COMM = MPI.COMM_WORLD
nbproc = COMM.Get_size()
RANK = COMM.Get_rank()

seed(42)

# function générique pour le produit matrice vecteur
def matVectMult(A, b, C):
    
    row, col = A.shape
    for i in range(row):
        a = A[i]
        for j in range(col):
            C[i] += a[j] * b[j]

    return 0


# créons la matrice A et le vecteur b
SIZE = 1000
local_size = SIZE // nbproc


# counts est la liste contenant les blocks de chaque  proc
proc_block = local_size * SIZE
counts =  [proc_block for i in range(nbproc)]

if RANK == 0:
    A = lil_matrix((SIZE, SIZE))
    A[0, :100] = rand(100)
    A[1, 100:200] = A[0, :100]
    A.setdiag(rand(SIZE))
    A = A.toarray()
    b = rand(SIZE)
else :
    A = None
    b = None

## on envoie une copie de b sur chaque proc et on distribue une partie de  A 
## à chaque processus

localMatrix = np.empty((local_size, SIZE), dtype = np.float64)
b = COMM.bcast(b, root = 0)

COMM.Scatterv([A, counts, MPI.DOUBLE], localMatrix, root = 0)

## Au niveau de chaque processus on fait un produit entre la matrice locale et b
localC = np.zeros(local_size)
start = MPI.Wtime()
matVectMult(localMatrix, b, localC)
stop = MPI.Wtime()
if RANK == 0:
    print("\n\n CPU time of parallel multiplication using", nbproc,"processes is ", (stop - start)*1000)


## On rassemble maintenant les résultats obtenus au niveau de chaque processus

sendcounts = [local_size for i in range(nbproc)] 
if RANK == 0: 
    C = np.empty(SIZE, dtype = np.float64)
else :
    C = None

# rassemblement des résultats dans C
COMM.Gatherv(localC,[C, sendcounts, MPI.DOUBLE], root = 0)

if RANK == 0 :
    C_ = A.dot(b)
    print("The error comparing to the dot product is :", np.max(C_ - C))
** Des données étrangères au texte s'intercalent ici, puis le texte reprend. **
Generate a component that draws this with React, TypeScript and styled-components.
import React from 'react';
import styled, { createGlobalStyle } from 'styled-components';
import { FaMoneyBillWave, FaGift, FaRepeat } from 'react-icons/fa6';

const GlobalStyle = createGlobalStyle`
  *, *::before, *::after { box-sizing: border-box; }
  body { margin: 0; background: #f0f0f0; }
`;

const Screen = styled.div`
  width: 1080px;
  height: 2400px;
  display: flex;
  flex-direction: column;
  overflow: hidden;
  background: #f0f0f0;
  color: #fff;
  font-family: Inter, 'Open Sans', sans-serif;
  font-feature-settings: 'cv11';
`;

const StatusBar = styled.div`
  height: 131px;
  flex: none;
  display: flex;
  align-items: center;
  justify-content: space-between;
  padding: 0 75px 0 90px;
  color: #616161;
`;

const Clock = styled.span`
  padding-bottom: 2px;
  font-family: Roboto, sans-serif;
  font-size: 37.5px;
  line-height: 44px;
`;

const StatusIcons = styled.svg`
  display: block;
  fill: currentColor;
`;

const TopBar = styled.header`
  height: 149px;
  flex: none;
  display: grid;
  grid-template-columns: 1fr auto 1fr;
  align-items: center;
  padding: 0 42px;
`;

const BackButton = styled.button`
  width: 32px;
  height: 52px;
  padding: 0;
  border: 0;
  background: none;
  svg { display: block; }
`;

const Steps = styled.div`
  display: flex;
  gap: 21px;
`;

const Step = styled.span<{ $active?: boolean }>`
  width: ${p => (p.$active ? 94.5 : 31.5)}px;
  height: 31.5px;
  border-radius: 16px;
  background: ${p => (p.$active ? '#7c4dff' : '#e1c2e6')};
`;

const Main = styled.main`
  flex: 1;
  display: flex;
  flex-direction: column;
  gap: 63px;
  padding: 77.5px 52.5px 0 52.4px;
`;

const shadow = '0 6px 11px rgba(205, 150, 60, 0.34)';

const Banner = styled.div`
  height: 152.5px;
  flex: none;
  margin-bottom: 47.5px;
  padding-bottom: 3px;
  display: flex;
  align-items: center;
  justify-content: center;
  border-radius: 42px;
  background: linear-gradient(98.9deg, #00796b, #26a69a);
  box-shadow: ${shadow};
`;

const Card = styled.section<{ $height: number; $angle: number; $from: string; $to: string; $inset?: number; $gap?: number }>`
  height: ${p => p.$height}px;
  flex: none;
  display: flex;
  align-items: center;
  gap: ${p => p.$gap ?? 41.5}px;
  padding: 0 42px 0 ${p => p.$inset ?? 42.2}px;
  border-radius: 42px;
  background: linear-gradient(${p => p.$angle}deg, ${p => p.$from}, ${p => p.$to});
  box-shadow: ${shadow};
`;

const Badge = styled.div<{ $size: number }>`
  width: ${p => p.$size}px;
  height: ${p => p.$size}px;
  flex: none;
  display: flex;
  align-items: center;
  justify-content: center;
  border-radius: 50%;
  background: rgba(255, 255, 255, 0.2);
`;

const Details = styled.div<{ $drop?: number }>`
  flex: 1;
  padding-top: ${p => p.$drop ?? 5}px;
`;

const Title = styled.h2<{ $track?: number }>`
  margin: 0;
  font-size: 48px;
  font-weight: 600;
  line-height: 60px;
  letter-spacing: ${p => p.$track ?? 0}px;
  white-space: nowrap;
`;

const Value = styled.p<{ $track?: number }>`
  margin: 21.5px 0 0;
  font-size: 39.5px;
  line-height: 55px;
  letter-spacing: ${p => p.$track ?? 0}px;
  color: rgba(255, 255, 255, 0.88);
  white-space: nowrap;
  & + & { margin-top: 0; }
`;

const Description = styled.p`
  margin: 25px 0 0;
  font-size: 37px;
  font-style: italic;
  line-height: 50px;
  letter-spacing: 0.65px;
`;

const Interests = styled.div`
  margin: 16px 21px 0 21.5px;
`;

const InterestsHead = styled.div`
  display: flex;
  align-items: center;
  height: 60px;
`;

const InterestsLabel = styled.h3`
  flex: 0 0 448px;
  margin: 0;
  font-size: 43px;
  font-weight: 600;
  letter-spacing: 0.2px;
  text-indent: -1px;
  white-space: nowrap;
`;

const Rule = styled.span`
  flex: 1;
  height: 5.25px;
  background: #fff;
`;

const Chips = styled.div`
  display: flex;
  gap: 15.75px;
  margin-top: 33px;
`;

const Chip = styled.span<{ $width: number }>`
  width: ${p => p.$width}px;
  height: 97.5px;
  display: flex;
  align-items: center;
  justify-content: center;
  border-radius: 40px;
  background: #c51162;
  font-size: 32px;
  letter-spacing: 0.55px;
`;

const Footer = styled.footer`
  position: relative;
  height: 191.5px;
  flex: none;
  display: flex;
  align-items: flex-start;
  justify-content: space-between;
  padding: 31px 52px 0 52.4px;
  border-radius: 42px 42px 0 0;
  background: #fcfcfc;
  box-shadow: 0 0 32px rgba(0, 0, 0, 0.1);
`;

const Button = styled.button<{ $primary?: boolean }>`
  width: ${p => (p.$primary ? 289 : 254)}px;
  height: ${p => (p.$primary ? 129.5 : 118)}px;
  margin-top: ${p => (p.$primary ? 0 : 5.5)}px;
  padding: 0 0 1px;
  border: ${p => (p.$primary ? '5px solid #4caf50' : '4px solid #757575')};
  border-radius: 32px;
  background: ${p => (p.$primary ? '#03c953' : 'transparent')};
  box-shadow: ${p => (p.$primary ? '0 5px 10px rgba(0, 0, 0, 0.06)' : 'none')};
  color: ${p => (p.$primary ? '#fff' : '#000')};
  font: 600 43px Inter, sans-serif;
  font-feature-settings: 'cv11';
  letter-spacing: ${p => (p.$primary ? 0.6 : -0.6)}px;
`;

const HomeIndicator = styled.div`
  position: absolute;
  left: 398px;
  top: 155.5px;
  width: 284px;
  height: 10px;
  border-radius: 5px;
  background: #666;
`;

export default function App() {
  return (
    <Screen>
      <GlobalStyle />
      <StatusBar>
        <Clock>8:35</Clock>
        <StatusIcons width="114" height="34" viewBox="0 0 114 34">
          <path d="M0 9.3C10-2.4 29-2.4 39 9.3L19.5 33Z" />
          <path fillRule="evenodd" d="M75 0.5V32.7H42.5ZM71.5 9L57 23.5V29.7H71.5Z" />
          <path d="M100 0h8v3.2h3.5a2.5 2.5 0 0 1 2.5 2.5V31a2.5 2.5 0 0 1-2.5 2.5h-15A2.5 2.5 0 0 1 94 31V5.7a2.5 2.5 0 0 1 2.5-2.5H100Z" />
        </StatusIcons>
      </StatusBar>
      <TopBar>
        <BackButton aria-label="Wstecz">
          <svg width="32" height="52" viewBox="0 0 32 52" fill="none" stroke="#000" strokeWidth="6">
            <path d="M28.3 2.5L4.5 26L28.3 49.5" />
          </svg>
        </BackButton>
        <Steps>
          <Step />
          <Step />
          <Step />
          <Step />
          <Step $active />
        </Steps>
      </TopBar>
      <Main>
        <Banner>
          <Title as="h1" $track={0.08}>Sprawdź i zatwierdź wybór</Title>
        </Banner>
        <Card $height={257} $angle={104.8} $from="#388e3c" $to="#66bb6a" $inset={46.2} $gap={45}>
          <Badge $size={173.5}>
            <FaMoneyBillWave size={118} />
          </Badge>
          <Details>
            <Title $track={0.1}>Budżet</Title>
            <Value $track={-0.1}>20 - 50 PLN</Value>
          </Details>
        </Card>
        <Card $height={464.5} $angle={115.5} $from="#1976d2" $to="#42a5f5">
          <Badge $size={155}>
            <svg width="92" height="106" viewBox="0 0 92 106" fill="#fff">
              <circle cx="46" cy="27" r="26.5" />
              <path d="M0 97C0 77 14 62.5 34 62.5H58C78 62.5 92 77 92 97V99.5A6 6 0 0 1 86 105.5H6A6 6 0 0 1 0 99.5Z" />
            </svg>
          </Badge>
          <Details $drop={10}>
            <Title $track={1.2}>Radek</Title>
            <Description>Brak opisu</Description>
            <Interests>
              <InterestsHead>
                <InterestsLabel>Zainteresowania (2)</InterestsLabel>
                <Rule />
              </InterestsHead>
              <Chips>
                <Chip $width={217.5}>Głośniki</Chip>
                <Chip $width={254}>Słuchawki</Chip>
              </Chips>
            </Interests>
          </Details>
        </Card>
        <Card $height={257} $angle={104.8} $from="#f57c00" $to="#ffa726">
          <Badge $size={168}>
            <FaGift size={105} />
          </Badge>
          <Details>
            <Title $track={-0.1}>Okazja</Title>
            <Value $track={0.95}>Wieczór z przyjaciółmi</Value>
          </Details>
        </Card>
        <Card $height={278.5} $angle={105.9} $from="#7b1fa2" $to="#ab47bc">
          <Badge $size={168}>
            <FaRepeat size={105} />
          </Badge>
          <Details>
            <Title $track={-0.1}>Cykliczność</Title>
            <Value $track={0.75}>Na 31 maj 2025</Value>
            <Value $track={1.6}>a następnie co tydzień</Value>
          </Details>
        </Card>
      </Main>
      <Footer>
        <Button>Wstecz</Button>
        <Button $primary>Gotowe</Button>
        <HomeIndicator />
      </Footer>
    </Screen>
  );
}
Overwriting MatrixVectorMult_V0.py


In [9]:
# enter command for compile and run the program
!mpirun -n 2 python3 MatrixVectorMult_V0.py

Invalid MIT-MAGIC-COOKIE-1 key

 CPU time of parallel multiplication using 2 processes is  174.909336
The error comparing to the dot product is : 1.4210854715202004e-14


## Exercise 5 Calculation of π (Monte Carlo)
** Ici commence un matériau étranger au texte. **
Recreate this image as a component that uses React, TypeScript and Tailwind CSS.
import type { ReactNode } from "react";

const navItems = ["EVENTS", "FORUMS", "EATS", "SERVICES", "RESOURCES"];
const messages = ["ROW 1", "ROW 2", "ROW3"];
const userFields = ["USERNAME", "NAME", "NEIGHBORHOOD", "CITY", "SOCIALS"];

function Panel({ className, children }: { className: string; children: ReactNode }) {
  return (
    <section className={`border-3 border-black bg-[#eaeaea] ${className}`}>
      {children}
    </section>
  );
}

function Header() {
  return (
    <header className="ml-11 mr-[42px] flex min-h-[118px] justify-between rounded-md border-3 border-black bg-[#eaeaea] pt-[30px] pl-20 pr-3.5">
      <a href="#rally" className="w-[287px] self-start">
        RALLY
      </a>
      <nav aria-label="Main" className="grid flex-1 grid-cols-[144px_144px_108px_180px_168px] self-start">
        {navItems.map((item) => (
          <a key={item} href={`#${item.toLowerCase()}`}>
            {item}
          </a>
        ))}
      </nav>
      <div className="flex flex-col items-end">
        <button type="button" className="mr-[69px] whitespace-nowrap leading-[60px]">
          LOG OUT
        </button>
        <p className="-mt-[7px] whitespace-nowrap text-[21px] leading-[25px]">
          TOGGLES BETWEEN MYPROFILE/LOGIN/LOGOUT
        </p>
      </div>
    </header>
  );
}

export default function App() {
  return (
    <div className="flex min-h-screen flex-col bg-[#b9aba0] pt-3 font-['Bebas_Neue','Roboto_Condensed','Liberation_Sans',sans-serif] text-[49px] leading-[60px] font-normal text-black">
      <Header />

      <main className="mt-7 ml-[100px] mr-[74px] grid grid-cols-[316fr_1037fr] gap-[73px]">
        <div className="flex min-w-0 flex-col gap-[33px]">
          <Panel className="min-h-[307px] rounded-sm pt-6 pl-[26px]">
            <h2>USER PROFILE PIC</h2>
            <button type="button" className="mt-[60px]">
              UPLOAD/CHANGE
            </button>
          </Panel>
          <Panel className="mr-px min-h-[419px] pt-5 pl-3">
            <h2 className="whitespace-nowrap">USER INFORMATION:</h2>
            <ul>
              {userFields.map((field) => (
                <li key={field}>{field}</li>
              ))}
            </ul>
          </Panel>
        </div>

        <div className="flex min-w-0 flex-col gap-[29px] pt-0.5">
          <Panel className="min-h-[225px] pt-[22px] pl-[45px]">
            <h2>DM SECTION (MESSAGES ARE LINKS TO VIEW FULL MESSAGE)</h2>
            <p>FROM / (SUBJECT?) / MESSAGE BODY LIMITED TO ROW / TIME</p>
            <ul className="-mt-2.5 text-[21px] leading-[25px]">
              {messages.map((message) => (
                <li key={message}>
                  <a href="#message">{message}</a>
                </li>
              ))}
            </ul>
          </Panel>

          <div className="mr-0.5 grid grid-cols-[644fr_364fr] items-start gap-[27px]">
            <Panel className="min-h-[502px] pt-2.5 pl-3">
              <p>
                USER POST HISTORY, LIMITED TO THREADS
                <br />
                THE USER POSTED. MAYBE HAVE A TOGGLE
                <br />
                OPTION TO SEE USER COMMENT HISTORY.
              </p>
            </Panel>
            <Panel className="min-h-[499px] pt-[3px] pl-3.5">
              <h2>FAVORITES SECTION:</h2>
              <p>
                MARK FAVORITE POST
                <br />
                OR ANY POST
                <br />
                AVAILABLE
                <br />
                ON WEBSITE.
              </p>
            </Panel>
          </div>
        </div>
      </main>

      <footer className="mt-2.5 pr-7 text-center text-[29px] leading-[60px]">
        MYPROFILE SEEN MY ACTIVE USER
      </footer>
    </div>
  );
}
1. Use the `PiMonteCarlo.py` file to implement the calculation of PI using Monte Carlo.
2. Process 0 prints the result.
3. Plot the scalability of your implementation. 

In [10]:
%%file PiMonteCarlo_V0.py
# write your program here
import random 
import timeit
from mpi4py import MPI


COMM = MPI.COMM_WORLD
nbproc = COMM.Get_size()
RANK = COMM.Get_rank()

INTERVAL = 1000 ** 2

local_int = INTERVAL //nbproc 
random.seed(42)  

def gen_points():
     
    
    nbpoints= 0

    
    for i in range(local_int): 
      
        # on choisit de générer les points x et y 
        # suivant une loi uniforme sur [0,2]
                
        x= random.uniform(0, 2) 
        y= random.uniform(0, 2) 
      
        # Distance entre chaque point (x, y) et le centre du cercle O(1,1)
        dist_centre= (x - 1)**2 + (y - 1)**2
      
        # on vérifie si (x, y) est à l'intérieur du cercle 
        if dist_centre<= 1: 
            nbpoints+= 1
    
    return nbpoints


start = timeit.default_timer()
nb_points = gen_points()
end = timeit.default_timer()

# on fait la somme de tous les points obtenus au niveau de chaque processus
nb_points = COMM.reduce(nb_points, op = MPI.SUM, root = 0)
if RANK == 0:
    
    pi = 4 * nb_points/ INTERVAL
    print('\n')
    print("Circle points number :",nb_points)
    print("Final Estimation of Pi=", pi, "cpu time :",(end-start) * 1000) 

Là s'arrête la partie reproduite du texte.